▶ Task to complete: Examine the records and identify each line that includes the string "screenshot". Copy those lines.

▶ Provided information:
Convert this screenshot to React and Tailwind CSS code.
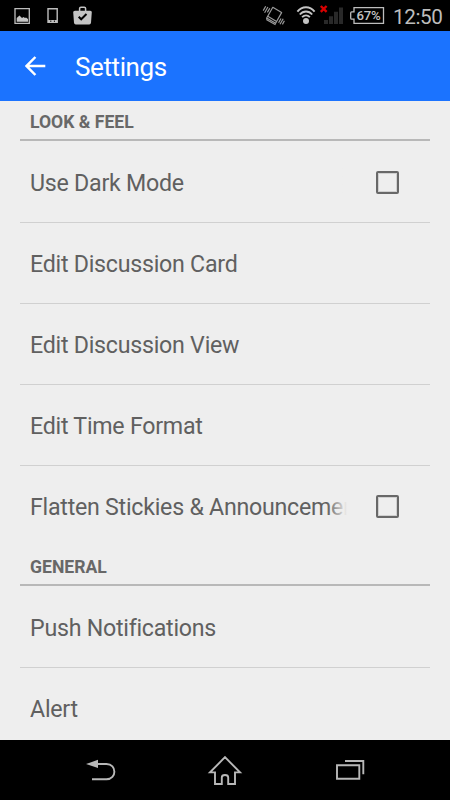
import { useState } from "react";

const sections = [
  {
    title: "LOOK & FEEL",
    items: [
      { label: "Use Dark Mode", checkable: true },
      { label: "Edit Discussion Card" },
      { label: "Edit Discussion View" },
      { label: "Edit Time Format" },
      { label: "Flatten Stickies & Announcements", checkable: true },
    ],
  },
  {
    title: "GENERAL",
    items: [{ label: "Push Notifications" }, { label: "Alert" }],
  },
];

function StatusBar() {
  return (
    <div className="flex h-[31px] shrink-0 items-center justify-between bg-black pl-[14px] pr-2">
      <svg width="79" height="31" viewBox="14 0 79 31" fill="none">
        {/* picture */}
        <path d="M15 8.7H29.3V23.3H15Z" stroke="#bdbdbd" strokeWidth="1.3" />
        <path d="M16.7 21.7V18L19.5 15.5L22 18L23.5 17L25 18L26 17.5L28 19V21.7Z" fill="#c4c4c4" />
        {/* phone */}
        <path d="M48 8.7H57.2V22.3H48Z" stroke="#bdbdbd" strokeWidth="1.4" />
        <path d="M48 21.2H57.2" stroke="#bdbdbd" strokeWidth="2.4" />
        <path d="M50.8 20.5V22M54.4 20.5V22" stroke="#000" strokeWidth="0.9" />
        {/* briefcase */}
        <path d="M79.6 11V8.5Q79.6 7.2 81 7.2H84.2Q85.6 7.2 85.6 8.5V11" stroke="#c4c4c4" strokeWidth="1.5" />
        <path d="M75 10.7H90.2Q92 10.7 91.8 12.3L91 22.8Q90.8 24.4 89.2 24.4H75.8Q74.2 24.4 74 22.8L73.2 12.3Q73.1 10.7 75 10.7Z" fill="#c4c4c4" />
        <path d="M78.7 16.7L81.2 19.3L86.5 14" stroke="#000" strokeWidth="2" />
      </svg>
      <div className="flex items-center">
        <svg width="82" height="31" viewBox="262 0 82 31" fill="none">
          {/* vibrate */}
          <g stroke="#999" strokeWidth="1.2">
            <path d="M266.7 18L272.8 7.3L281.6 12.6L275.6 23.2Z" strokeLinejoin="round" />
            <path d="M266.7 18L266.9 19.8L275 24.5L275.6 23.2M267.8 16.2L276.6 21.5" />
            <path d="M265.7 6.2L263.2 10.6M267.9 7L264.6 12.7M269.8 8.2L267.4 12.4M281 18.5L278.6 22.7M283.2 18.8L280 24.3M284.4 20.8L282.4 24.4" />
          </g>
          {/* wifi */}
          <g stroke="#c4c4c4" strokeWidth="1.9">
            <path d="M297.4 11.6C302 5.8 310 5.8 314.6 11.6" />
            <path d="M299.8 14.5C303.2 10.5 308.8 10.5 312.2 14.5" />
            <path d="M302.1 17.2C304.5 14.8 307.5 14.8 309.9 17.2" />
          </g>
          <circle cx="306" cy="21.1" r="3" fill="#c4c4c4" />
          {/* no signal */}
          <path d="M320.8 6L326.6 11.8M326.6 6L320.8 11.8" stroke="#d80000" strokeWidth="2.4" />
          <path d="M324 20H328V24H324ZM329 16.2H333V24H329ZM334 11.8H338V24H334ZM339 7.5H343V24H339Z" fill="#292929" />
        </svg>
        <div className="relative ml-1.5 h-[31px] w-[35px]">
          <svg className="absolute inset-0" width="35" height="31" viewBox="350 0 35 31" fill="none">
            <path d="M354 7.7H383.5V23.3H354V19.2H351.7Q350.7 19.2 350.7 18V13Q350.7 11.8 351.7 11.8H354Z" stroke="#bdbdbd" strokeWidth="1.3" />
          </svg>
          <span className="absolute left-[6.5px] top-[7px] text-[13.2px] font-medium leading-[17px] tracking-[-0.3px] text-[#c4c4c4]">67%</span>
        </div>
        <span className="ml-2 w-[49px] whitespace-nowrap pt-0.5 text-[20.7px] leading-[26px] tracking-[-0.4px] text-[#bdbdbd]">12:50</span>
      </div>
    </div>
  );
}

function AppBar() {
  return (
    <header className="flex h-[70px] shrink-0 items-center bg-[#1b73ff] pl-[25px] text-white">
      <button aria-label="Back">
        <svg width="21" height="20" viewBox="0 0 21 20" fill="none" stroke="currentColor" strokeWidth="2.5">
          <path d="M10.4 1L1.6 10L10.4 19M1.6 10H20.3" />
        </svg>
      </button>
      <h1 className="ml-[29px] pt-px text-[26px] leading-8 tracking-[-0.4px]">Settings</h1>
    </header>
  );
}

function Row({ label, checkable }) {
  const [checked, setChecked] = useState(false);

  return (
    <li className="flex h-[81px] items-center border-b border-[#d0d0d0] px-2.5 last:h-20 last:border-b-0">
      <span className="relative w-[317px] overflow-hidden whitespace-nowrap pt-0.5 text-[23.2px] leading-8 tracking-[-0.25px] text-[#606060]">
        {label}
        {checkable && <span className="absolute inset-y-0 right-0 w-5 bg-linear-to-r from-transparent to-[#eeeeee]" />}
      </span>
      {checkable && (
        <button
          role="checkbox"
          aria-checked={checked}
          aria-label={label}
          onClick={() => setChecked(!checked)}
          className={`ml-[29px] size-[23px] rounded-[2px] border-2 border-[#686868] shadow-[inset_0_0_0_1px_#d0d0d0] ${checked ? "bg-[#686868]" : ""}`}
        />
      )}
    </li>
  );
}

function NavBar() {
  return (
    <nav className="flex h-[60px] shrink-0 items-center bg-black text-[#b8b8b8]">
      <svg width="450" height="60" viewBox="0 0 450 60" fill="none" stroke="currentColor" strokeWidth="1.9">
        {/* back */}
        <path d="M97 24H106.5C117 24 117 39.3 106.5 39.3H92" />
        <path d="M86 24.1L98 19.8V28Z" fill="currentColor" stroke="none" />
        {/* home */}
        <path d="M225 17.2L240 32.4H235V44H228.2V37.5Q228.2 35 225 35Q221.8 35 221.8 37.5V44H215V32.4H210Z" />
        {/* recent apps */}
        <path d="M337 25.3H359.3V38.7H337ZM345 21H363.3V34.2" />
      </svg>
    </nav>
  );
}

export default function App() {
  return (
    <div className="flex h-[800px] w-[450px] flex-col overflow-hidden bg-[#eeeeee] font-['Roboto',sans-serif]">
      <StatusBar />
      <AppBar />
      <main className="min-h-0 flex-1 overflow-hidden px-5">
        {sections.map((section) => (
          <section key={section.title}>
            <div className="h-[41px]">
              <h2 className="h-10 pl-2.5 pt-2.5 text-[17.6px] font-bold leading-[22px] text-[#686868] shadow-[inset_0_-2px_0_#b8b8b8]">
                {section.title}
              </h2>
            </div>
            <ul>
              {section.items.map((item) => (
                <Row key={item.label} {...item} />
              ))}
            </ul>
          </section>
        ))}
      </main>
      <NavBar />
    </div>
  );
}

...

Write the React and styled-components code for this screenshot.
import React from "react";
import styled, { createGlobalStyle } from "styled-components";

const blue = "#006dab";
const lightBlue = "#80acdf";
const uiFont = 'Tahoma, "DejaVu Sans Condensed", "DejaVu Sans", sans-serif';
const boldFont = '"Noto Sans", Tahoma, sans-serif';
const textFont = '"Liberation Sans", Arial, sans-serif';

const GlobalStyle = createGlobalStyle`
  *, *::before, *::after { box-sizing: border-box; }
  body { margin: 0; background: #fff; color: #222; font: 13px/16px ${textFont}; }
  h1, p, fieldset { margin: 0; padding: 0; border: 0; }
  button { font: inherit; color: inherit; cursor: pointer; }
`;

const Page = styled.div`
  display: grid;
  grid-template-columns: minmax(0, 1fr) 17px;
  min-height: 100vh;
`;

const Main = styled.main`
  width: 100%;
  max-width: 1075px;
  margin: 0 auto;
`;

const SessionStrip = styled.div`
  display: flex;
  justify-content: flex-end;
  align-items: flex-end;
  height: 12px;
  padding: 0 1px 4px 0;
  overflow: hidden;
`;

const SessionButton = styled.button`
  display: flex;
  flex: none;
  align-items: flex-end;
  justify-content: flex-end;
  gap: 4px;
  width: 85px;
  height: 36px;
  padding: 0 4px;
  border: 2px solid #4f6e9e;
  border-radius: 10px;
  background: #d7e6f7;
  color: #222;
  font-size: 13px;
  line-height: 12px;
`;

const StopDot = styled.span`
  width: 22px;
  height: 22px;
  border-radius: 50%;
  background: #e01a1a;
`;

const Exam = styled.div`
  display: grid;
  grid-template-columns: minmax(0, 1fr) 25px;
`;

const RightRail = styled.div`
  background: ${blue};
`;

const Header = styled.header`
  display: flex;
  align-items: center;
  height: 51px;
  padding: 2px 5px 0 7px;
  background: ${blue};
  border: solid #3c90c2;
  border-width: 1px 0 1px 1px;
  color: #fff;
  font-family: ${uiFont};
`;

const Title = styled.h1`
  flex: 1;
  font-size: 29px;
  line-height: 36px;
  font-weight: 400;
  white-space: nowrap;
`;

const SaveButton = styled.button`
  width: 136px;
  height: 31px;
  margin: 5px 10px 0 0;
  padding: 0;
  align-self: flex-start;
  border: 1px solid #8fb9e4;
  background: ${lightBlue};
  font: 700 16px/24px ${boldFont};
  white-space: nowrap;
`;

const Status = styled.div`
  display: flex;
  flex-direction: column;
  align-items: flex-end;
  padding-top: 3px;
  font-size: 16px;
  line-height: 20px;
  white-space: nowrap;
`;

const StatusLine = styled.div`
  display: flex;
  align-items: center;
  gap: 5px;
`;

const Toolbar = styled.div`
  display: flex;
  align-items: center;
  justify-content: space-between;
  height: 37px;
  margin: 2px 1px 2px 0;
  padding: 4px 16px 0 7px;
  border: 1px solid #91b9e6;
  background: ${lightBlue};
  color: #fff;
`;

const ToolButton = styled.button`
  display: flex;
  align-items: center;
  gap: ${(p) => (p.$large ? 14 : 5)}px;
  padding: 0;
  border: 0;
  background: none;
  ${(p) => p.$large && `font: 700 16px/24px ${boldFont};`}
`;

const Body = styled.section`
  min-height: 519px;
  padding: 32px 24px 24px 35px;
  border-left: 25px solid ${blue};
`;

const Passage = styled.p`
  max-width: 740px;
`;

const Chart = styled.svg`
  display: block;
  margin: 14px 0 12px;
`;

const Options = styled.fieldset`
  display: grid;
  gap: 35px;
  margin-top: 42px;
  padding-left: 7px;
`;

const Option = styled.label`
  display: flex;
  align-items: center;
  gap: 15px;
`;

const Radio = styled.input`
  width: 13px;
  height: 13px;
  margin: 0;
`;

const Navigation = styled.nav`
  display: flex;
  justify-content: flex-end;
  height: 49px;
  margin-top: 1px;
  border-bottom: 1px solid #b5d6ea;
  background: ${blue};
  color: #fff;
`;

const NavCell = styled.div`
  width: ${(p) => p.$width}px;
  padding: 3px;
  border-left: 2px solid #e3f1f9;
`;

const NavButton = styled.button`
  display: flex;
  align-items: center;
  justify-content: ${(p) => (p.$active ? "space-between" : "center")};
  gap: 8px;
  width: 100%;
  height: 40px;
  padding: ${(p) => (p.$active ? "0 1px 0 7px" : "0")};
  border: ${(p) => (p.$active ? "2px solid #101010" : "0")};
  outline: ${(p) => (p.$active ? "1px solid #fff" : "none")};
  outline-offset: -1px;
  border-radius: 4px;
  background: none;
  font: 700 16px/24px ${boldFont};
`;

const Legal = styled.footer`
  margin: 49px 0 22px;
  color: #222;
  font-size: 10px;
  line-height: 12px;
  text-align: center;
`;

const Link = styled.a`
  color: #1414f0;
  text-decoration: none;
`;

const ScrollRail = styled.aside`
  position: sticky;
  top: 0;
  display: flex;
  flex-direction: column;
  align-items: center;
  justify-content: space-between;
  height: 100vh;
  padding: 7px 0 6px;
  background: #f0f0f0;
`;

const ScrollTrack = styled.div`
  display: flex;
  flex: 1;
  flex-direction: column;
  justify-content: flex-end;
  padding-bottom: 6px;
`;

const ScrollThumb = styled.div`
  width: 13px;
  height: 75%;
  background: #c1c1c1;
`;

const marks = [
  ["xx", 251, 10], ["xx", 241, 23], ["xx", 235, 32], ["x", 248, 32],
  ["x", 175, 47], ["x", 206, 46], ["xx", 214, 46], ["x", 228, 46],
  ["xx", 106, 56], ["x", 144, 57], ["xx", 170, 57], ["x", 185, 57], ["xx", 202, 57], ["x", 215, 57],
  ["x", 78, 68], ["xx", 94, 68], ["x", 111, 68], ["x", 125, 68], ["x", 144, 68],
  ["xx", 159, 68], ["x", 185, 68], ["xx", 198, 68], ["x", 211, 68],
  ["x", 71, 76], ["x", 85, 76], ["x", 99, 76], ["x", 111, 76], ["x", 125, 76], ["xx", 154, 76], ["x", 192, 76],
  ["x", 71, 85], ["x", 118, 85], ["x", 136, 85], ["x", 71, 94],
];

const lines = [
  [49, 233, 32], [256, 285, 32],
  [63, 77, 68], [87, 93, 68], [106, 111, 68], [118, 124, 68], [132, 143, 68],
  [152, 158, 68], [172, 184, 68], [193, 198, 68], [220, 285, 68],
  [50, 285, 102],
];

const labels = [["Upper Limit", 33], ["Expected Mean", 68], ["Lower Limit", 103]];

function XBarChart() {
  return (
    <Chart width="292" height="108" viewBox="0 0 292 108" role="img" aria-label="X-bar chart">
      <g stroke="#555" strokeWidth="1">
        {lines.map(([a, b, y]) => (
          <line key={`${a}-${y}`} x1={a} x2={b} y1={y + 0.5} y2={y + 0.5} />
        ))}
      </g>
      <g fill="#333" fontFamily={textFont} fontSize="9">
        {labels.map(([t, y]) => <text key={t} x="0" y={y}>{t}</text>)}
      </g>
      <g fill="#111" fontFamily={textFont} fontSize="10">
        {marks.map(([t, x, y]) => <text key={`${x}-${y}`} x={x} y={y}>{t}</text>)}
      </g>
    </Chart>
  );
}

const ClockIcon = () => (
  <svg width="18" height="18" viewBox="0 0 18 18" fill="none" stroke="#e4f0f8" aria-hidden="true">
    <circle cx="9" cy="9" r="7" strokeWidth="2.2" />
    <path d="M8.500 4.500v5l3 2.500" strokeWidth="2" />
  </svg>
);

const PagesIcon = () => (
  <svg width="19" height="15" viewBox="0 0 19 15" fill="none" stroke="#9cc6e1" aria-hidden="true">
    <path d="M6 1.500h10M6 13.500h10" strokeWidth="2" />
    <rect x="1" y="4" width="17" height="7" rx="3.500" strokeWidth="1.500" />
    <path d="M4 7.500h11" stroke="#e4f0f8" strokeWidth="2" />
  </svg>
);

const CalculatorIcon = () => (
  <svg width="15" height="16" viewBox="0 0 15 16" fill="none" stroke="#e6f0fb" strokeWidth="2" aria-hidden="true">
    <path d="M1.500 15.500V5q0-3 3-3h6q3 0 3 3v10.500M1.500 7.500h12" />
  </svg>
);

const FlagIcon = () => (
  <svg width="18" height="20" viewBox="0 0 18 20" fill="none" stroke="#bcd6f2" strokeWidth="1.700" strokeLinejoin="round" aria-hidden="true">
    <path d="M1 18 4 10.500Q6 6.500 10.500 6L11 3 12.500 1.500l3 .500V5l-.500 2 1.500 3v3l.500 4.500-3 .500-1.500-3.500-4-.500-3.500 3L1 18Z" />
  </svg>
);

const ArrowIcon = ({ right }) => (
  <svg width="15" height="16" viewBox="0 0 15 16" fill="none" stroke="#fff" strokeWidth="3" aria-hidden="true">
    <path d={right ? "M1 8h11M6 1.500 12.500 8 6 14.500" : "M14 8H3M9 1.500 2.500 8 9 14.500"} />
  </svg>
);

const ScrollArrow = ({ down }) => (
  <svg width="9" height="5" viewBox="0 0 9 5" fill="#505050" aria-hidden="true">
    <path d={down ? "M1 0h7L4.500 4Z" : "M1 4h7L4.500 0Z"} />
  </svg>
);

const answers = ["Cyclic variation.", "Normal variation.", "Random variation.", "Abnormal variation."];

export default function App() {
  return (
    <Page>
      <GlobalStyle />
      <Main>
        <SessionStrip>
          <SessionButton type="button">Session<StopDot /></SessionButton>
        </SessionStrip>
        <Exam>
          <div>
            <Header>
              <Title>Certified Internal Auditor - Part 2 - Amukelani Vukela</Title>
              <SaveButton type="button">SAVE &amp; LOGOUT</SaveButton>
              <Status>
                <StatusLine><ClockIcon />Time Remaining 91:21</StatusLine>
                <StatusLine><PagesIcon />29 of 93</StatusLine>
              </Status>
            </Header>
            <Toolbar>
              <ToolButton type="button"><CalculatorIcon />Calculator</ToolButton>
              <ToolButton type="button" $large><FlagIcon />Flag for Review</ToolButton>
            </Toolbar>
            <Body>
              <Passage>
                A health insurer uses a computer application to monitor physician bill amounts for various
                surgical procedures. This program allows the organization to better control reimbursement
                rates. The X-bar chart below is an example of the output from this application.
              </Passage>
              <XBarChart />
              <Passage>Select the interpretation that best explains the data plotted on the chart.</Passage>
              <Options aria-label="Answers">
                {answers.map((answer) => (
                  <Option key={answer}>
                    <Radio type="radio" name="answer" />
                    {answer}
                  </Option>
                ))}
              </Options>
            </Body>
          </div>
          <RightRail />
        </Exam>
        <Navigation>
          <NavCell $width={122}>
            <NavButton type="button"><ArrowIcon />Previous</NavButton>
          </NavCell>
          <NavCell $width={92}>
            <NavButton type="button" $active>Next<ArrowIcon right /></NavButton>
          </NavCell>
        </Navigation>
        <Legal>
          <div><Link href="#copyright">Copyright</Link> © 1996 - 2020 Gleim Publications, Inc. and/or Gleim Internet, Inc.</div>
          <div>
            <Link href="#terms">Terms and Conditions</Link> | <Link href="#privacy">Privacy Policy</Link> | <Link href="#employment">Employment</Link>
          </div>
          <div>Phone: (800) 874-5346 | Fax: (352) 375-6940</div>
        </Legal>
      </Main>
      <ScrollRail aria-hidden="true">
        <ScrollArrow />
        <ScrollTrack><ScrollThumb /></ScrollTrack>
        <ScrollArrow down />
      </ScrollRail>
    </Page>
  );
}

▶ Response to the task:
Convert this screenshot to React and Tailwind CSS code.
Write the React and styled-components code for this screenshot.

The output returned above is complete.